The Social Function of the Writer

Perhaps then it is important to turn now to an often forgotten or simply unthought of question not only regarding all authors, but specifically those of creative writing; that is, what exactly is this kind of a writer? While Gramsci takes up this question with specific reference to distinguishing intellectuals vs. nonintellectuals, I think that the analysis still works regarding writers generally. He writes in his Selections from the Prison Notebooks of Antonio Gramsci: “When one distinguishes between intellectuals and nonintellectuals, one is referring in reality only to the immediate social function of the professional category of the intellectuals, that is, one has in mind the direction in which their specific professional activity is weighted, whether towards intellectual elaboration or towards muscular-nervous effort” (Gramsci, 1971, 9).

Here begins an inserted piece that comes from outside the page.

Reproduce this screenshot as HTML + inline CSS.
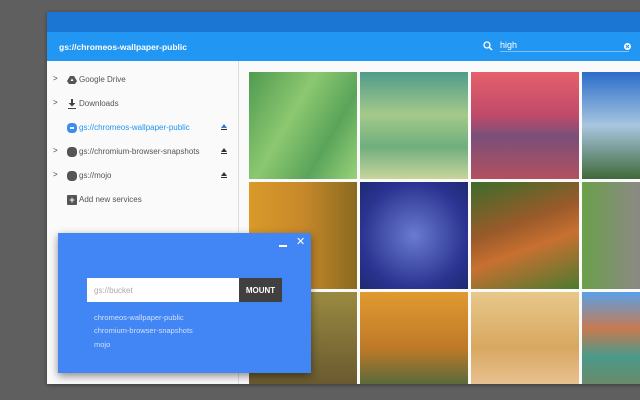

Gramsci gives a rather unsurprising Marxist suggestion here when considering intellectuals and nonintellectuals—one regarding material conditions. That is to say, we can know what something is by the function it plays in society (functionalism) and its effect on material conditions. So, what kind of social function does this kind of writing provide? What makes these kinds of creative writing works and efforts important? I believe I answer this in my creative inquiry when I write describe what the process does for me: “I can match up information and experience. I can group them and strengthen their associations. I can also distance them and create dichotomies, binaries, and oppositions. I work out contradictions. I develop tools. I weigh thoughts. I examine them. I sit with them. And sometimes, sometimes I add and create my own.” In short, creative writing provides the social function of teaching others how to benefit from the many tools it provides which in turn they can use for any number of undertakings in the world.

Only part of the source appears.